High rates of sustained remission with golimumab treatment in early peripheral SpA
medwireNews: Researchers have observed a “remarkably high rate” of sustained clinical remission among patients with early peripheral spondyloarthritis (SpA) treated with golimumab.
In an analysis of data from the placebo-controlled CRESPA trial, Filip Van den Bosch (Ghent University Hospital, Belgium) and colleagues found that 82% of all 60 participants achieved sustained remission – defined as the absence of clinical arthritis, enthesitis, and dactylitis at two consecutive visits – by the 48-week follow-up.
As reported in Arthritis & Rheumatology, the vast majority (92%) of patients in sustained remission were treated with golimumab, either from baseline or as a rescue treatment, with only four from the placebo group achieving this outcome, which the researchers say “ruled out the possibility of spontaneous remission.”

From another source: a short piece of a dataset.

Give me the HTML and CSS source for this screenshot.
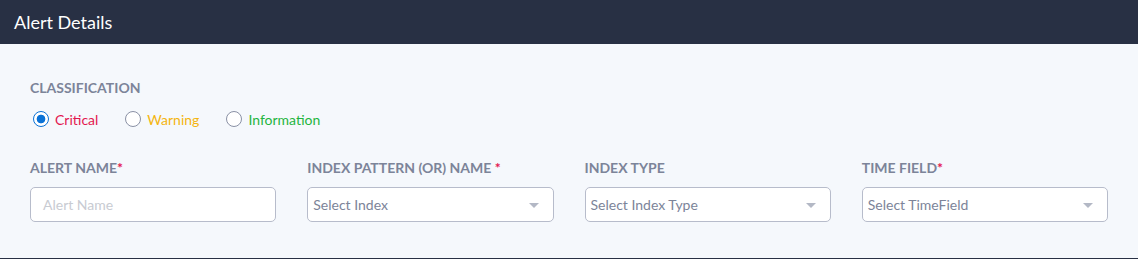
FILE: index.html
```html
<!DOCTYPE html>
<html lang="en">
<head>
    <meta charset="UTF-8">
    <title>Alert Details</title>
    <link rel="stylesheet" href="styles.css">
</head>
<body>
    <div class="panel">
        <div class="panel-header">Alert Details</div>
        <div class="panel-body">
            <div class="section-label">CLASSIFICATION</div>
            <div class="radio-row">
                <label class="radio critical"><span class="dot checked"></span>Critical</label>
                <label class="radio warning"><span class="dot"></span>Warning</label>
                <label class="radio info"><span class="dot"></span>Information</label>
            </div>
            <div class="fields">
                <div class="field">
                    <div class="field-label">ALERT NAME<span class="req">*</span></div>
                    <div class="input placeholder">Alert Name</div>
                </div>
                <div class="field">
                    <div class="field-label">INDEX PATTERN (OR) NAME <span class="req">*</span></div>
                    <div class="input select">Select Index<span class="caret"></span></div>
                </div>
                <div class="field">
                    <div class="field-label">INDEX TYPE</div>
                    <div class="input select">Select Index Type<span class="caret"></span></div>
                </div>
                <div class="field">
                    <div class="field-label">TIME FIELD<span class="req">*</span></div>
                    <div class="input select">Select TimeField<span class="caret"></span></div>
                </div>
            </div>
        </div>
    </div>
</body>
</html>
```

FILE: styles.css
```css
body {
    margin: 0;
    font-family: Lato, "Noto Sans", sans-serif;
    background-color: #f5f8fc;
}
.panel {
    height: 258px;
    border-bottom: 1px solid #283044;
    background-color: #f5f8fc;
}
.panel-header {
    height: 44px;
    background-color: #283044;
    color: #ffffff;
    font-size: 18px;
    line-height: 44px;
    padding-left: 14px;
}
.panel-body {
    padding: 35px 30px 0 30px;
}
.section-label, .field-label {
    font-size: 14px;
    font-weight: bold;
    color: #7c8499;
    line-height: 17px;
}
.radio-row {
    display: flex;
    margin-top: 12px;
    height: 22px;
    align-items: center;
}
.radio {
    display: flex;
    align-items: center;
    font-size: 14px;
    margin-right: 24px;
}
.dot {
    width: 14px;
    height: 14px;
    border: 1px solid #8a91a5;
    border-radius: 50%;
    background: #fff;
    margin: 0 6px 0 3px;
    box-sizing: content-box;
}
.dot.checked {
    border-color: #0a72d6;
    background: radial-gradient(circle, #0a72d6 0, #0a72d6 4px, #fff 4.7px);
}
.critical { color: #e3174f; }
.warning { color: #f4b510; }
.info { color: #1fb53f; }
.fields {
    display: flex;
    gap: 31px;
    margin-top: 29px;
}
.field {
    width: 247px;
}
.field-label {
    margin-bottom: 11px;
}
.req {
    color: #e3174f;
}
.input {
    height: 35px;
    border: 1px solid #b7bccb;
    border-radius: 5px;
    background: #fff;
    box-sizing: border-box;
    font-size: 14px;
    line-height: 33px;
    color: #7c8499;
    padding-left: 5px;
    position: relative;
}
.input.placeholder {
    color: #c8cbd2;
    padding-left: 12px;
}
.caret {
    position: absolute;
    right: 14px;
    top: 15px;
    border-left: 5px solid transparent;
    border-right: 5px solid transparent;
    border-top: 5px solid #b3b8c5;
}
```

Following treatment withdrawal in patients with sustained remission, over half remained in drug-free remission after a maximum of 5 years of follow-up, whereas 47% relapsed after stopping golimumab. The study authors note that restarting golimumab “promptly restored clinical remission” in all of these patients.
And the team concludes that their findings “reiterate the importance of early recognition [of peripheral SpA] and referral from primary care to rheumatologists, in order to permit early remission induction.”